Are you sure the Seattle Seahawks are coming off their bye week?
Bye weeks are supposed to be dead periods in the NFL. Players and coaches jet themselves across the country during the one moment during the season they’re able to get away. The day-to-day minutiae of the news cycle transforms into an information desert. Sure, it’s an opportunity for dinged-up players to rest and recover, perhaps for coaches to use the extra time to make tweaks to the scheme. But for the most part the bye is about taking a break while the rest of the league goes about its business, allowing the headlines to migrate elsewhere.
But that’s not how the past two weeks played out for the Seahawks. Seattle faces the New York Giants on Sunday in New York after getting last weekend off. But for a team that spent the past 13 days idling its time away, the scope of the Seahawks’ season sure seemed to take a turn, and it’s yet to be determined whether that turn was for the better or worse.
Seattle headed into its Week 6 bye amid mixed reviews. The Seahawks finished off the first five weeks on a high after beating the Los Angeles Rams 16-10 on the road to improve to 3-2, but questions remained about about an offense that’s struggled to run the ball and protect the quarterback. The narrative coming out of the bye was expected to follow the same path, with something needing to change for Seattle to get back among the NFC frontrunners.
But a lot of things happened during the bye that yanked the discussion off its predetermined course.

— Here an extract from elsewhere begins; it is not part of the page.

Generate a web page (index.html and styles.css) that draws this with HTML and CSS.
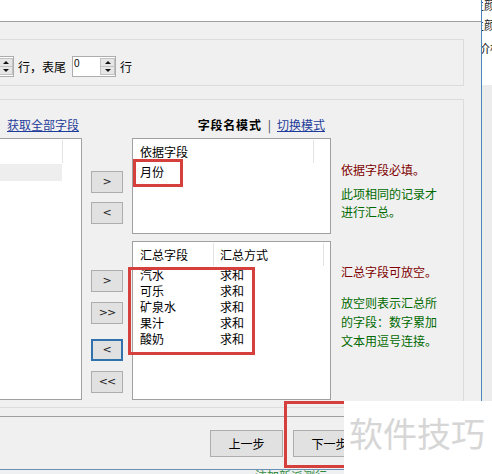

First, the Seahawks learned they’ll be without Pro Bowl defensive end Cliff Avril for a while, perhaps the remainder of the season. Seattle placed Avril on injured reserve Friday because of a neck injury suffered during Seattle’s 46-18 victory over the Indianapolis Colts on Oct. 1. Early reports said the injury had Avril contemplating retirement, though he has since disputed those reports. Avril’s absence diminishes a Seahawks pass rush that already had issues, as Seattle is tied for 28th in the NFL with just 11 sacks.
Seattle also saw further turmoil on its offensive line. The Seahawks’ o-line was already under fire after allowing quarterback Russell Wilson to be hit 43 times, which through five games was the second-most of any QB in the NFL. Now Seattle is without starting left guard Luke Joeckel, who underwent arthroscopic surgery on his left knee during the bye. As of Saturday morning it was yet to be revealed whether Mark Glowinski, who lost the right-guiard battle with Oday Aboushi, or rookie Ethan Pocic would fill in for Joeckel. The Seahawks also flirted with signing former Pro Bowl left tackle Branden Albert during the bye, indicating Seattle believes upgrades on the offensive line may be necessary.
But the biggest developments during Seattle’s bye week didn’t even involve the Seahawks, as events across the NFC changed the entire landscape in the race to the Super Bowl.
The biggest moment came during the first quarter of the Green Bay Packers’ 23-10 loss to the Minnesota Vikings last Sunday, when Packers quarterback Aaron Rodgers suffered a broken collarbone which may end his season. Green Bay entered the season as co-favorite in the NFC with the Seahawks. But without Rodgers, who maybe the best player in the league, the Packers’ chances may be sunk.
Then there was the stunning loss by the defending NFC-champion Atlanta Falcons, who dropped an inexplicable 20-17 decision at home against the scandal-ridden Miami Dolphins. Atlanta has lost two straight, looking nothing like an NFC contender in the process.
Suddenly the NFC race, which appeared the Seahawks would be chasing from behind, is wide open, with the Philadelphia Eagles, a team that was little more than a curiosity two weeks ago, leading from the front. Without even playing a game Seattle saw its Super Bowl odds go from solidly behind the Packers and Falcons to being essentially a dead heat as favorite with the Falcons and Eagles.
Heck, even circumstances with Seattle’s first opponent after the bye have changed. Before the bye the Giants were a moribund winless team that looked like it would put up marginally more resistance than the bye. But after New York went into Denver last week and beat the Broncos 23-10 through a combination of running the ball (148 yards) and stopping the run (46 yards), even that assumption is gone.
All of which means the landscape of Seattle’s season looks far different now than it did when the Seahawks’ bye week began. And it’s a good reminder that the bye week isn’t just a matter of hitting the pause button on the season. There’s no telling how what twists and turns may happen, even when a team isn’t playing.